Great ideas do not start out great. They start out unproven and often dismissed as dumb. Their architects are “doing it wrong”. This is not true. Different thoughts and ideas are good, whether or not they lead to successful decks. Deck builders provide inspiration and innovation and help Magic change and evolve over time.
Brew for Your Wallet
Buying Magic cards can be expensive. Top standard decks cost hundreds of dollars to assemble. Many players want to play the best decks and are willing to pay to do so. The price tags on the top cards in these decks go up with this demand.
Brewing your own deck allows you to control your costs. If you figure out how to exploit a card or group of cards that has yet to see much play, those cards will be considerably cheaper to buy.
Brew to Grow
Deck brewing can serve as a catalyst for personal growth. Analyzing your available cards and coming up with new ideas on how to use them requires creativity. Creative thinking is an important skill to build and nurture at any age. Creative people figure out new ways to solve problems. They are inventors and innovators, scientists and artists, entrepreneurs and teachers.

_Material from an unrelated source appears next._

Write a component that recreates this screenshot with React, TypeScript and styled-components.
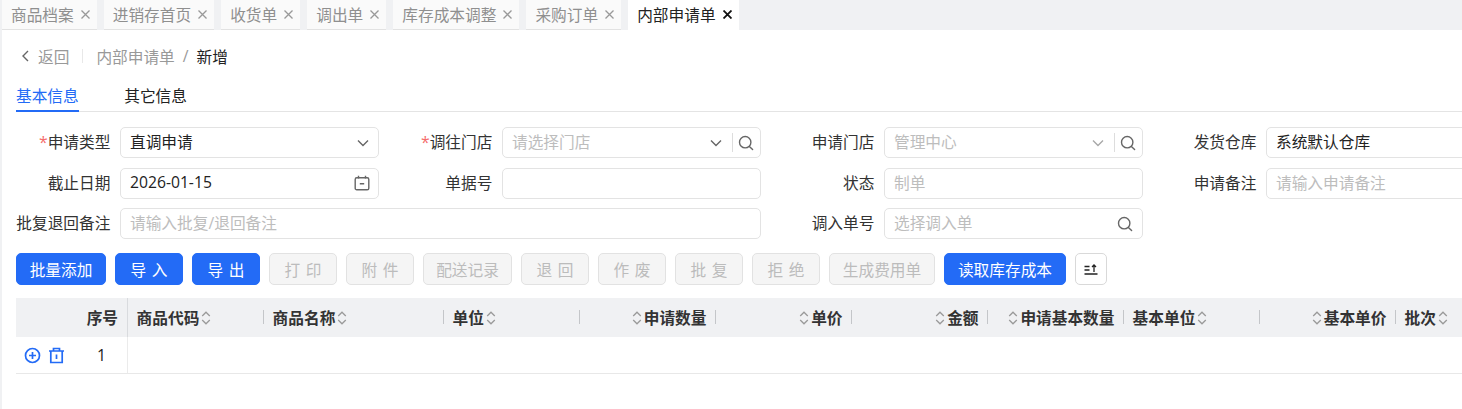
import { ReactNode } from "react";
import styled, { createGlobalStyle } from "styled-components";

const PRIMARY = "#236bf6";

const GlobalStyle = createGlobalStyle`
  html, body {
    margin: 0;
    height: 100%;
    overflow: hidden;
    background: #fff;
  }
  body {
    font-family: "Open Sans", "Noto Sans CJK SC", sans-serif;
    font-size: 15.7px;
    color: #333;
  }
  * { box-sizing: border-box; }
`;

const Page = styled.div`
  width: 1462px;
  height: 409px;
  overflow: hidden;
  border-left: 2px solid #f0f1f3;
`;

const TabBar = styled.div`
  display: flex;
  gap: 7px;
  height: 30px;
  margin-left: -2px;
  padding-left: 2px;
  background: #f0f1f3;
`;

const PageTab = styled.div<{ $active?: boolean }>`
  display: flex;
  align-items: center;
  gap: 7px;
  height: 30px;
  padding: 0 7px 0 9px;
  background: ${(p) => (p.$active ? "#fff" : "#fafafa")};
  border-bottom: 1px solid ${(p) => (p.$active ? "#fff" : "#e2e2e2")};
  color: ${(p) => (p.$active ? "#222" : "#8f8f8f")};
  white-space: nowrap;
`;

const TabClose = styled.svg<{ $active?: boolean }>`
  width: 9px;
  height: 9px;
  stroke: ${(p) => (p.$active ? "#111" : "#999")};
  stroke-width: ${(p) => (p.$active ? 1.8 : 1.3)};
  fill: none;
`;

const Breadcrumb = styled.div`
  display: flex;
  align-items: center;
  height: 54px;
  padding: 0 0 2px 19px;
  color: #999;
`;

const BackLink = styled.span`
  display: flex;
  align-items: center;
  gap: 9px;
`;

const CrumbDivider = styled.span`
  width: 1px;
  height: 14px;
  margin: 0 13px;
  background: #e8e8e8;
`;

const CrumbSlash = styled.span`
  margin: 0 8px;
`;

const CrumbCurrent = styled.span`
  color: #222;
`;

const SectionTabs = styled.div`
  display: flex;
  gap: 45.5px;
  height: 28px;
  margin-left: 14px;
  border-bottom: 1px solid #e4e4e4;
`;

const SectionTab = styled.div<{ $active?: boolean }>`
  height: 28px;
  line-height: 24px;
  color: ${(p) => (p.$active ? PRIMARY : "#222")};
  border-bottom: 2px solid ${(p) => (p.$active ? PRIMARY : "transparent")};
`;

const FormGrid = styled.div`
  display: grid;
  grid-template-columns: repeat(4, 382px);
  grid-auto-rows: 31px;
  row-gap: 9.5px;
  margin-top: 15px;
  padding-left: 14px;
`;

const FieldCell = styled.div<{ $span?: number }>`
  display: flex;
  align-items: center;
  gap: 9px;
  grid-column: span ${(p) => p.$span ?? 1};
  padding-right: 19px;
`;

const FieldLabel = styled.label`
  flex: 0 0 95px;
  padding: 0 0.6px 2px 0;
  text-align: right;
  color: #333;
  white-space: nowrap;
`;

const RequiredMark = styled.span`
  color: #f56c6c;
`;

const InputBox = styled.div`
  flex: 1;
  display: flex;
  align-items: center;
  height: 31px;
  padding: 0 6px 0 9px;
  border: 1px solid #e3e3e3;
  border-radius: 5px;
  background: #fff;
  min-width: 0;
`;

const InputText = styled.span<{ $muted?: boolean }>`
  flex: 1;
  padding-bottom: 2px;
  color: ${(p) => (p.$muted ? "#bdbdbd" : "#222")};
  white-space: nowrap;
`;

const AddonDivider = styled.span`
  width: 1px;
  height: 19px;
  margin: 0 5px 0 10px;
  background: #ddd;
`;

const IconGap = styled.span<{ $w: number }>`
  flex: none;
  width: ${(p) => p.$w}px;
`;

const FieldIcon = styled.svg<{ $light?: boolean }>`
  flex: none;
  fill: none;
  stroke: ${(p) => (p.$light ? "#a8a8a8" : "#666")};
  stroke-width: 1.4;
`;

const Toolbar = styled.div`
  display: flex;
  gap: 9px;
  margin: 14px 0 13px 14px;
`;

const Button = styled.button<{ $kind?: "primary" | "disabled"; $w: number; $spaced?: boolean }>`
  display: flex;
  align-items: center;
  justify-content: center;
  width: ${(p) => p.$w}px;
  height: 32px;
  padding: 0;
  font: inherit;
  letter-spacing: ${(p) => (p.$spaced ? "0.36em" : "0")};
  text-indent: ${(p) => (p.$spaced ? "0.36em" : "0")};
  border-radius: 5px;
  white-space: nowrap;
  border: 1px solid ${(p) => (p.$kind === "primary" ? PRIMARY : p.$kind === "disabled" ? "#e2e2e2" : "#d9d9d9")};
  background: ${(p) => (p.$kind === "primary" ? PRIMARY : p.$kind === "disabled" ? "#f5f5f5" : "#fff")};
  color: ${(p) => (p.$kind === "primary" ? "#fff" : "#bcbcbc")};
`;

const TableWrap = styled.div`
  margin-left: 14px;
  width: 1600px;
`;

const HeadRow = styled.div`
  display: grid;
  grid-template-columns: 112px 136px 180px repeat(8, 136px);
  height: 39px;
  background: #f0f1f3;
`;

const HeadCell = styled.div<{ $right?: boolean; $first?: boolean }>`
  position: relative;
  display: flex;
  align-items: center;
  justify-content: ${(p) => (p.$right ? "flex-end" : "flex-start")};
  gap: 1px;
  padding: ${(p) => (p.$first ? "0 9px 0 0" : p.$right ? "0 9.5px 0 0" : "0 0 0 8.6px")};
  font-weight: 700;
  color: #333;
  white-space: nowrap;
  border-right: ${(p) => (p.$first ? "1px solid #d9dbde" : "none")};

  &::after {
    content: ${(p) => (p.$first ? "none" : '""')};
    position: absolute;
    right: 0;
    top: 12px;
    width: 1px;
    height: 14px;
    background: #c4c6c9;
  }
`;

const SortIcon = styled.svg`
  flex: none;
  width: 10px;
  height: 16px;
  margin: 0 1px;
  fill: none;
  stroke: #9a9a9a;
  stroke-width: 1.3;
`;

const BodyRow = styled.div`
  display: flex;
  height: 37px;
  border-bottom: 1px solid #e8e8e8;
`;

const IndexCell = styled.div`
  display: flex;
  align-items: center;
  width: 112px;
  padding: 0 21px 0 8px;
  border-right: 1px solid #ebebeb;
  color: #222;
`;

const RowActions = styled.div`
  display: flex;
  align-items: center;
  gap: 7px;
  flex: 1;
`;

const ActionIcon = styled.svg`
  width: 17px;
  height: 17px;
  fill: none;
  stroke: ${PRIMARY};
  stroke-width: 1.7;
`;

const Chevron = ({ light }: { light?: boolean }) => (
  <FieldIcon $light={light} width="12" height="12" viewBox="0 0 12 12">
    <path d="M1 3.5 6 8.5 11 3.5" />
  </FieldIcon>
);

const Search = () => (
  <FieldIcon width="16" height="16" viewBox="0 0 16 16">
    <circle cx="7.2" cy="7.2" r="5.7" />
    <path d="M11.4 11.4 14.6 14.6" strokeLinecap="round" />
  </FieldIcon>
);

const Calendar = () => (
  <FieldIcon width="16" height="16" viewBox="0 0 16 16">
    <rect x="1.2" y="2.8" width="13.6" height="12" rx="1.6" />
    <path d="M4.5 0.8V3.6M11.5 0.8V3.6M5.8 8.8H10.2" />
  </FieldIcon>
);

const Sort = () => (
  <SortIcon viewBox="0 0 10 16">
    <path d="M1.2 6 5 2.2 8.8 6M1.2 10 5 13.8 8.8 10" />
  </SortIcon>
);

function Field({ label, required, span, children }: { label: string; required?: boolean; span?: number; children: ReactNode }) {
  return (
    <FieldCell $span={span}>
      <FieldLabel>
        {required && <RequiredMark>*</RequiredMark>}
        {label}
      </FieldLabel>
      <InputBox>{children}</InputBox>
    </FieldCell>
  );
}

const tabs = ["商品档案", "进销存首页", "收货单", "调出单", "库存成本调整", "采购订单", "内部申请单"];

const buttons: { text: string; w: number; kind: "primary" | "disabled"; spaced?: boolean }[] = [
  { text: "批量添加", w: 90, kind: "primary" },
  { text: "导入", w: 68, kind: "primary", spaced: true },
  { text: "导出", w: 68, kind: "primary", spaced: true },
  { text: "打印", w: 68, kind: "disabled", spaced: true },
  { text: "附件", w: 68, kind: "disabled", spaced: true },
  { text: "配送记录", w: 89, kind: "disabled" },
  { text: "退回", w: 68, kind: "disabled", spaced: true },
  { text: "作废", w: 68, kind: "disabled", spaced: true },
  { text: "批复", w: 68, kind: "disabled", spaced: true },
  { text: "拒绝", w: 68, kind: "disabled", spaced: true },
  { text: "生成费用单", w: 106, kind: "disabled" },
  { text: "读取库存成本", w: 122, kind: "primary" },
];

const columns: { title: string; right?: boolean }[] = [
  { title: "商品代码" },
  { title: "商品名称" },
  { title: "单位" },
  { title: "申请数量", right: true },
  { title: "单价", right: true },
  { title: "金额", right: true },
  { title: "申请基本数量", right: true },
  { title: "基本单位" },
  { title: "基本单价", right: true },
  { title: "批次" },
];

export default function App() {
  return (
    <Page>
      <GlobalStyle />
      <TabBar>
        {tabs.map((t, i) => {
          const active = i === tabs.length - 1;
          return (
            <PageTab key={t} $active={active}>
              {t}
              <TabClose $active={active} viewBox="0 0 9 9">
                <path d="M0.5 0.5 8.5 8.5M8.5 0.5 0.5 8.5" />
              </TabClose>
            </PageTab>
          );
        })}
      </TabBar>

      <Breadcrumb>
        <BackLink>
          <FieldIcon width="8" height="12" viewBox="0 0 8 12">
            <path d="M7 1 2 6 7 11" />
          </FieldIcon>
          返回
        </BackLink>
        <CrumbDivider />
        内部申请单
        <CrumbSlash>/</CrumbSlash>
        <CrumbCurrent>新增</CrumbCurrent>
      </Breadcrumb>

      <SectionTabs>
        <SectionTab $active>基本信息</SectionTab>
        <SectionTab>其它信息</SectionTab>
      </SectionTabs>

      <FormGrid>
        <Field label="申请类型" required>
          <InputText>直调申请</InputText>
          <Chevron />
          <IconGap $w={3} />
        </Field>
        <Field label="调往门店" required>
          <InputText $muted>请选择门店</InputText>
          <Chevron />
          <AddonDivider />
          <Search />
        </Field>
        <Field label="申请门店">
          <InputText $muted>管理中心</InputText>
          <Chevron light />
          <AddonDivider />
          <Search />
        </Field>
        <Field label="发货仓库">
          <InputText>系统默认仓库</InputText>
        </Field>

        <Field label="截止日期">
          <InputText>2026-01-15</InputText>
          <Calendar />
          <IconGap $w={2} />
        </Field>
        <Field label="单据号">
          <InputText />
        </Field>
        <Field label="状态">
          <InputText $muted>制单</InputText>
        </Field>
        <Field label="申请备注">
          <InputText $muted>请输入申请备注</InputText>
        </Field>

        <Field label="批复退回备注" span={2}>
          <InputText $muted>请输入批复/退回备注</InputText>
        </Field>
        <Field label="调入单号">
          <InputText $muted>选择调入单</InputText>
          <Search />
          <IconGap $w={3} />
        </Field>
      </FormGrid>

      <Toolbar>
        {buttons.map((b) => (
          <Button key={b.text} $kind={b.kind} $w={b.w} $spaced={b.spaced}>
            {b.text}
          </Button>
        ))}
        <Button $w={32}>
          <svg width="14" height="12" viewBox="0 0 14 12" fill="none" stroke="#222" strokeWidth="1.3">
            <path d="M0.5 3.5H5.5M0.5 7H5.5M0.5 11H13.5M10 9V2M8 4 10 2 12 4" />
          </svg>
        </Button>
      </Toolbar>

      <TableWrap>
        <HeadRow>
          <HeadCell $first $right>序号</HeadCell>
          {columns.map((c) => (
            <HeadCell key={c.title} $right={c.right}>
              {c.right && <Sort />}
              {c.title}
              {!c.right && <Sort />}
            </HeadCell>
          ))}
        </HeadRow>
        <BodyRow>
          <IndexCell>
            <RowActions>
              <ActionIcon viewBox="0 0 17 17">
                <circle cx="8.5" cy="8.5" r="7" />
                <path d="M8.5 5V12M5 8.5H12" />
              </ActionIcon>
              <ActionIcon viewBox="0 0 17 17">
                <path d="M1 4H16M5.5 4V1.5H11.5V4M2.8 4V15.5H14.2V4M8.5 7.5V12" />
              </ActionIcon>
            </RowActions>
            1
          </IndexCell>
        </BodyRow>
      </TableWrap>
    </Page>
  );
}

When you build a deck from your ideas you are also expressing your individuality within the game of Magic. You are saying, “I know there are already great decks out there, but this is the deck I want to play. These are the cards I think are good. This is how I want to play Magic.” When you express your individuality you are adding your own unique voice to those around you.
Championing your deck can help build self-confidence. When you take your idea and make it public you will have to debate its merits, discuss its drawbacks, make use of constructive feedback and deal with the poor grammar and ill-conceived thoughts of trolls. This is true in Magic, as it is true with any new idea in every field of pursuit.
Brew to Connect
“When you are attached to a new deck the game becomes more fun, at least for me, because you stay more focused and it gives you a feeling of connection with the game.”
– Jesse Smith
Building a new deck is a social thing. Whether you are a casual player talking about a deck with friends or a competitive one working with a team, collaboration is a key to success. The deck building process connects people with a common interest together with a common goal.
When I asked Travis Woo about his Green Summer deck he credited “dozens of readers and players who helped tell me which interactions were not pulling their weight and which interactions were insane.” Jesse Smith frequently fine tunes his deck ideas with the help of his Twitter followers and stream viewers. These are the types of interactions that don’t necessarily happen otherwise. They lead to relationships that would not have existed.
Earlier this week I polled the Magic Community on this topic via Twitter. I asked three questions, the two I have not yet discussed provide some insight on how the respondents play Magic:
A further breakdown of the results:
- 75% of Casual players consider themselves deck brewers (or rogues for life)
- 40% of Semi-Competitive players are brewers, 26% start with a proven deck and give it a twist and 34% just make minor adjustments
- 16% of Tournament Regulars brew their own decks, 32% do the twist, and 52% make minor adjustments
As players become more competitive they are less likely to brew their own decks. This makes sense as the greater the size of the meta-game you competing in, the more time and effort is required to build a new deck. There are still innovators at every level, those willing to put their ideas to the test. Who will have the next great idea?